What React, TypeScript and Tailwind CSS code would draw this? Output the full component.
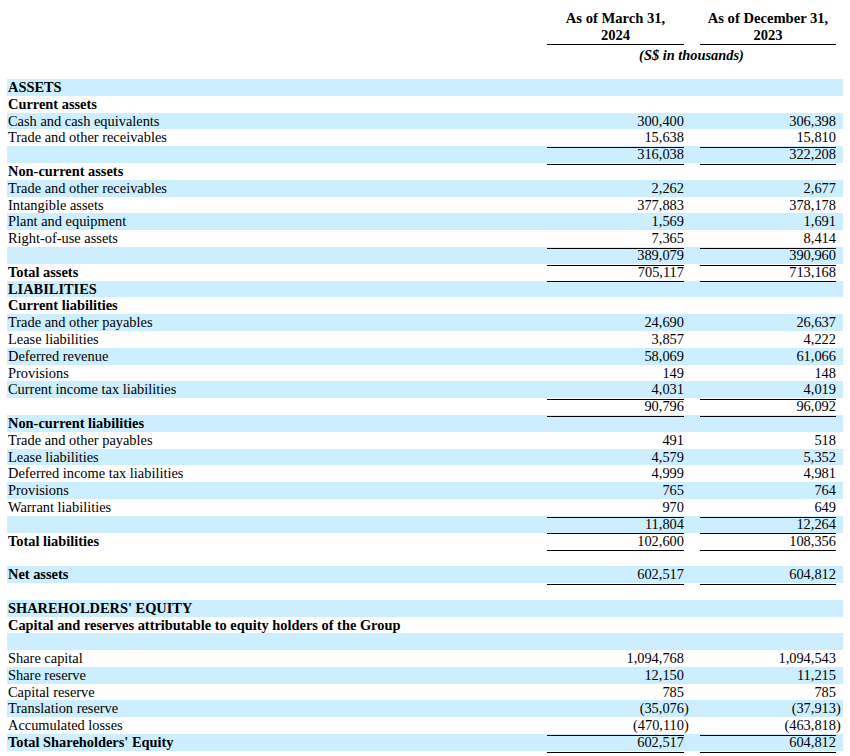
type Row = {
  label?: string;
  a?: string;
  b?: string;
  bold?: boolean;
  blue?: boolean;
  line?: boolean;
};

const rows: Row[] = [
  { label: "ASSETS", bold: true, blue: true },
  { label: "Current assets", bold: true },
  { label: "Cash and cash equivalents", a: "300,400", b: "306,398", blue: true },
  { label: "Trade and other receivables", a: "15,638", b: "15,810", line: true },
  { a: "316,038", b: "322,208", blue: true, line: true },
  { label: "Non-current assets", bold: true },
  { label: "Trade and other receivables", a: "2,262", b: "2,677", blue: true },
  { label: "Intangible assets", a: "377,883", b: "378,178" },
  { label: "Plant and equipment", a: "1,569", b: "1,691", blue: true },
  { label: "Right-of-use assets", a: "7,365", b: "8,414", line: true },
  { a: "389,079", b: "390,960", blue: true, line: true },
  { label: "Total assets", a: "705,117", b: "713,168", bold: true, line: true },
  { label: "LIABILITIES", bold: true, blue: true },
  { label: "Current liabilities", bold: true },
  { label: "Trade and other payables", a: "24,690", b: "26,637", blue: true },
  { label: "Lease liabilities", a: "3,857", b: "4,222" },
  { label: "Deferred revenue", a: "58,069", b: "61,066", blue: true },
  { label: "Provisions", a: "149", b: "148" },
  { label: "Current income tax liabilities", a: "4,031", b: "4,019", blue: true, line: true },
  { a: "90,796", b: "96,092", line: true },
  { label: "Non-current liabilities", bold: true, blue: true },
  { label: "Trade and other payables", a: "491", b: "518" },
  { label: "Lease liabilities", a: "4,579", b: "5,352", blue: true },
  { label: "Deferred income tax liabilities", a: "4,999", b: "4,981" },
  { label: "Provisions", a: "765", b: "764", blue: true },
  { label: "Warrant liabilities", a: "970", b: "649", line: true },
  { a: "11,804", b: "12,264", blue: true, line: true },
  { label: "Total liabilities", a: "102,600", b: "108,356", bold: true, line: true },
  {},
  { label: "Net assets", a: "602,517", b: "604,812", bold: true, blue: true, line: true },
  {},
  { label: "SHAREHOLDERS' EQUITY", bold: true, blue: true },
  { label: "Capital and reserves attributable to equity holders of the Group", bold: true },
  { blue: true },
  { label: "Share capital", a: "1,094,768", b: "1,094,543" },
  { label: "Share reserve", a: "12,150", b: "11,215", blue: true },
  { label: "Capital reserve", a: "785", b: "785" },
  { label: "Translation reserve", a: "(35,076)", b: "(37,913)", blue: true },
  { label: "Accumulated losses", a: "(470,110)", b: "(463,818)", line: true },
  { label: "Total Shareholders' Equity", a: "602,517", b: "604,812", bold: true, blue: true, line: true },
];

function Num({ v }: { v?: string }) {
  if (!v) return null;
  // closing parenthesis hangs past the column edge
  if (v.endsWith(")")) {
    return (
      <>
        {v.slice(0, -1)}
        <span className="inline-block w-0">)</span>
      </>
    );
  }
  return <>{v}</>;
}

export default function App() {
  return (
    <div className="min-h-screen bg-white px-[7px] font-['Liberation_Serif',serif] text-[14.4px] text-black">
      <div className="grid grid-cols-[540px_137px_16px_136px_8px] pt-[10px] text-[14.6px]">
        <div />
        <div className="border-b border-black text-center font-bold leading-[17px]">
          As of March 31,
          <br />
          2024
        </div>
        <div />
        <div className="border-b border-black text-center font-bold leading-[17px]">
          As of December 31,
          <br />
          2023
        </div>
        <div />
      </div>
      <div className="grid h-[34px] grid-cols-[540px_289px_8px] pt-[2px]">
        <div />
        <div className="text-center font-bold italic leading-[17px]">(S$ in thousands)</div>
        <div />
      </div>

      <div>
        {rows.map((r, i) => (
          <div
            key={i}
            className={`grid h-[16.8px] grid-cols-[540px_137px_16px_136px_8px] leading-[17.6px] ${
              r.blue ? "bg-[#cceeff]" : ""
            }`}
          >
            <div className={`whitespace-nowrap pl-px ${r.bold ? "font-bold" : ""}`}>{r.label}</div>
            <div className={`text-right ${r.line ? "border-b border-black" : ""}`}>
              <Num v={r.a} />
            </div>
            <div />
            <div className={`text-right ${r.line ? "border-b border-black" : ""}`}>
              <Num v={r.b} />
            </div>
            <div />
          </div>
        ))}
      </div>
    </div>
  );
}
········
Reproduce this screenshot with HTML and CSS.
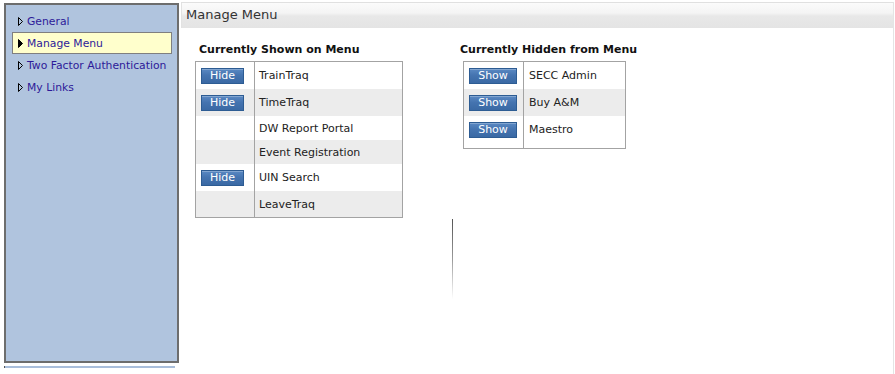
········
• **WHAT IS NEEDED**
The word "this" appears in how many lines of the records? Give the number only.

• **FULL OUTPUT**
2